Business entrepreneur Andreas Widmer has a truly great story to tell. His new book, The Pope and the CEO, tells this story and makes a hugely valuable point about both business and poverty. Widmer says, “The pope showed me what real leadership looks like. He modeled for me how to pursue our God-given potential. Not coincidentally, this also makes us and those around us better employees, more capable of and more willing to work hard at building a stronger company. That is something that makes both good human sense and good business sense.” Amen!
Andreas Widmer served as a member of the elite Swiss Guard for two years. The guard is a security detail that protects the pope. (I had the opportunity to talk to some members of the Swiss Guard at the Vatican in March and find their work very interesting.) In this new book Andreas Widmer gives us a behind-the-scenes look into the life and thinking of Pope John Paul II, “the most authentically human person I’ve ever met.” He reveals how these memories shaped and forged his own success, after he served at the Vatican, as a corporate executive.

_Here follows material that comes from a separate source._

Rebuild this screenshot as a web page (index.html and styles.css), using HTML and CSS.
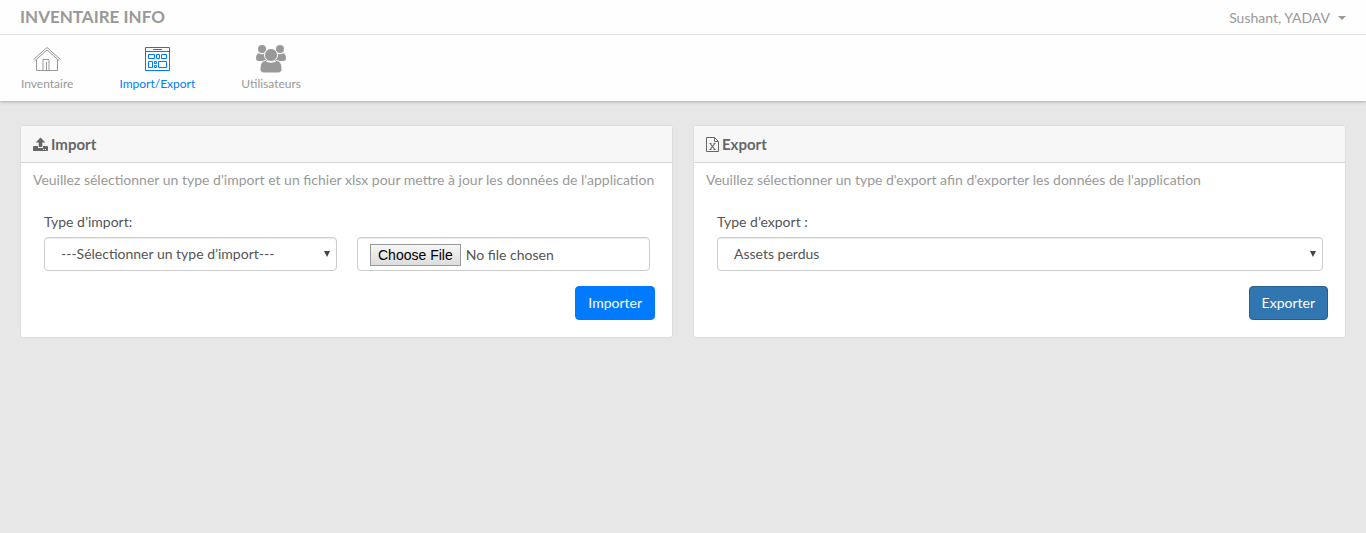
FILE: index.html
```
<!DOCTYPE html>
<html lang="fr">
<head>
<meta charset="utf-8">
<meta name="viewport" content="width=device-width, initial-scale=1">
<title>Inventaire Info</title>
<link rel="stylesheet" href="styles.css">
</head>
<body>
<header class="header">
  <div class="topbar">
    <h1 class="brand">INVENTAIRE INFO</h1>
    <button class="user" type="button">Sushant, YADAV<span class="caret"></span></button>
  </div>
  <nav class="nav">
    <a class="nav-item" href="#">
      <svg class="nav-icon" viewBox="0 0 30 30" fill="none" stroke="currentColor"><path d="M1.500 14.500 15 2.500l13.500 12"/><path d="M2.500 16 15 5l12.500 11"/><path d="M4.500 14.500v11h6.500v-11h6v11h8.500v-11M11 25.500h6M14.500 17v8.500" /></svg>
      <span>Inventaire</span>
    </a>
    <a class="nav-item nav-item-active" href="#">
      <svg class="nav-icon" viewBox="0 0 30 30" fill="none" stroke="currentColor"><path d="M3.500 2.500h24v23h-24zM3.500 6.500h24M11 4.500h9M6.500 9.500h6v4h-6zM14.500 9.500h3v4h-3zM19.500 9.500h5v4h-5zM6.500 16.500h4v6h-4zM12.500 16.500h2v2h-2zM12.500 20.500h2v2h-2zM16.500 16.500h8v6h-8z"/></svg>
      <span>Import/Export</span>
    </a>
    <a class="nav-item" href="#">
      <svg class="nav-icon" viewBox="0 0 30 30" fill="currentColor"><circle cx="6" cy="4" r="4"/><circle cx="24" cy="4" r="4"/><path d="M2.800 8.300q3.200 2 6.500 0L12 16H3q-3 0-3-2.500 0-4.500 2.800-5.200zM27.200 8.300q-3.200 2-6.500 0L18 16h9q3 0 3-2.500 0-4.500-2.800-5.200z"/><g class="halo"><circle cx="15" cy="10" r="6.500"/><path d="M9.500 15.500c2 2.300 9 2.300 11 0 4 0 5.500 4.500 5.500 8.500 0 2.500-1.500 4-4 4H8c-2.500 0-4-1.500-4-4 0-4 1.500-8.500 5.500-8.500z"/></g></svg>
      <span>Utilisateurs</span>
    </a>
  </nav>
</header>
<main class="panels">
  <section class="panel">
    <h2 class="panel-title">
      <svg class="title-icon" viewBox="0 0 15 15" fill="currentColor"><path d="M7.500.5 12.300 5.500H9.300V10H5.700V5.500h-3z"/><path fill-rule="evenodd" d="M.8 9H5v2h5V9h4.200q.8 0 .8.800v3.400q0 .8-.8.800H.8Q0 14 0 13.200V9.800Q0 9 .8 9zM10 12v1h1v-1zm2 0v1h1v-1z"/></svg>
      Import
    </h2>
    <form class="panel-body">
      <p class="intro">Veuillez sélectionner un type d’import et un fichier xlsx pour mettre à jour les données de l'application</p>
      <div class="fields">
        <label class="label" for="import-type">Type d’import:</label>
        <div class="row">
          <div class="select">
            <select class="control" id="import-type"><option>---Sélectionner un type d’import---</option></select>
          </div>
          <input class="control file" type="file" aria-label="Fichier xlsx">
        </div>
      </div>
      <button class="btn btn-import" type="button">Importer</button>
    </form>
  </section>
  <section class="panel">
    <h2 class="panel-title">
      <svg class="title-icon title-icon-file" viewBox="0 0 13 15" fill="none" stroke="currentColor"><path d="M.5.5h8l4 4v10H.500zM8.500.5v4h4"/><path d="m4.500 7 4 5M8.500 7l-4 5" stroke-width="1.200"/><path d="M3.500 6.500h2M7.500 6.500h2M3.500 12.500h2M7.500 12.500h2"/></svg>
      Export
    </h2>
    <form class="panel-body">
      <p class="intro">Veuillez sélectionner un type d'export afin d'exporter les données de l'application</p>
      <div class="fields">
        <label class="label" for="export-type">Type d’export :</label>
        <div class="row row-single">
          <div class="select">
            <select class="control" id="export-type"><option>Assets perdus</option></select>
          </div>
        </div>
      </div>
      <button class="btn btn-export" type="button">Exporter</button>
    </form>
  </section>
</main>
</body>
</html>
```
FILE: styles.css
```
* {
  box-sizing: border-box;
}

body {
  margin: 0;
  background: #e7e7e7;
  color: #555;
  font: 14px/20px Lato, sans-serif;
}

button,
input,
select {
  font: inherit;
}

.header {
  background: #fefefe;
  box-shadow: 0 1px 3px rgba(0, 0, 0, 0.25);
}

.topbar {
  display: flex;
  align-items: center;
  justify-content: space-between;
  height: 35px;
  padding: 0 20px;
  border-bottom: 1px solid #e4e4e4;
}

.brand {
  margin: 0;
  color: #999;
  font-size: 17px;
  font-weight: 700;
}

.user {
  display: flex;
  align-items: center;
  gap: 8px;
  padding: 2px 0 0;
  border: 0;
  background: none;
  color: #999;
}

.caret {
  border: 4px solid transparent;
  border-top-color: currentColor;
  border-bottom: 0;
}

.nav {
  display: flex;
  gap: 46px;
  padding: 10px 21px 8px;
}

.nav-item {
  display: flex;
  flex-direction: column;
  align-items: center;
  color: #999;
  font-size: 12px;
  line-height: 18px;
  text-decoration: none;
}

.nav-item-active {
  color: #007bff;
}

.nav-icon {
  width: 30px;
  height: 30px;
}

.halo {
  stroke: #fefefe;
  stroke-width: 1px;
}

.panels {
  display: grid;
  grid-template-columns: 1fr 1fr;
  gap: 20px;
  padding: 24px 20px;
}

.panel {
  border: 1px solid #ddd;
  border-radius: 3px;
  background: #fff;
  overflow: hidden;
}

.panel-title {
  display: flex;
  align-items: center;
  gap: 3px;
  height: 37px;
  margin: 0;
  padding: 0 12px;
  border-bottom: 1px solid #d5d5d5;
  background: #f7f7f7;
  color: #666;
  font-size: 15px;
  font-weight: 700;
}

.title-icon {
  width: 15px;
  height: 15px;
}

.title-icon-file {
  width: 13px;
}

.panel-body {
  display: flex;
  flex-direction: column;
  padding: 7px 17px 17px 12px;
}

.intro {
  margin: 0 0 22px;
  color: #999;
}

.fields {
  padding: 0 5px 0 11px;
}

.label {
  display: block;
  margin-bottom: 5px;
}

.row {
  display: grid;
  grid-template-columns: 1fr 1fr;
  gap: 20px;
}

.row-single {
  grid-template-columns: 1fr;
}

.select {
  position: relative;
  min-width: 0;
}

.select::after {
  position: absolute;
  top: 14px;
  right: 7px;
  border: 3px solid transparent;
  border-top: 6px solid #444;
  border-bottom: 0;
  content: "";
  pointer-events: none;
}

.control {
  width: 100%;
  height: 34px;
  padding: 0 16px;
  border: 1px solid #ccc;
  border-radius: 4px;
  background: #fff;
  box-shadow: inset 0 1px 1px rgba(0, 0, 0, 0.075);
  color: #555;
  appearance: none;
}

.file {
  min-width: 0;
  padding: 6px 12px;
}

.file::file-selector-button {
  height: 22px;
  margin: 0 5px 0 0;
  padding: 0 7px;
  border: 1px solid #999;
  border-radius: 0;
  background: linear-gradient(#f6f6f6, #ddd);
  color: #000;
  font: 14px/20px "Liberation Sans", Arial, sans-serif;
}

.btn {
  align-self: flex-end;
  height: 34px;
  margin-top: 15px;
  padding: 0 12px;
  border: 1px solid #007bff;
  border-radius: 4px;
  background: #007bff;
  color: #fff;
}

.btn-export {
  border-color: #285e8e;
  background: #3276b1;
}

@media (max-width: 800px) {
  .panels {
    grid-template-columns: 1fr;
  }
}
```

Papal biographer George Weigel has called Widmer’s story a powerful example of leadership at work. In this new book Widmer recounts his personal experiences in serving Pope John Paul II and then relates the secrets of successful leadership that he learned directly from the pope. Both the story and the secrets are worth the time and the book.
Widmer moved up the ladder of business success and eventually became senior management in a $600 million company.This company, Dargon Systems, developed voice recognition system for computers. When he helped to sell the company he was involved he relates that he learned a hard lesson. The company that bought the business was fraudulent. He says the leaders of Dragon went with their stomach not their heart and they paid for it deeply. He began to think a lot more deeply about business rather than just balance sheets. The result of this process shows powerfully in his new book.
What Andreas Widmer says the pope actually taught him was about the value and importance of entrepreneurship. The pope said that when you look at the market you must focus on the goal, not the system itself. He says the pope taught him that the real human goal of any enterprise was human flourishing and prosperity. These results, flourishing and profit making, rests on three legs: (1) The freedom that comes from participatory government. We must be able to vote and have a say in the direction of our human affairs. (2) A free economy. The law must be “blind.” Everyone is the same before the law. Without this freedom, joined with the “rule of law,” economic association will not work properly. (3) A robust public moral culture. This is the only thing that will check the appetites of the first two. Put simply greedy capitalism is a real problem but the solution is not to attack freedom.
You can watch Widmer talk about these principles and his new book on a recent Wall Street Journal interview. The interviewer should have allowed Widmer to talk more but the second half of the interview is worth waiting for it you take eight minutes to see it. Andreas Widmer is part of the Seven Fund. SEVEN (Social Equity Venture Fund) is a virtual non-profit entity run by
entrepreneurs whose strategy is to markedly increase the rate of innovation and diffusion of enterprise-based solutions to poverty. I am also pleased to say that Andreas Widmer also has a relationship with Acton Institute.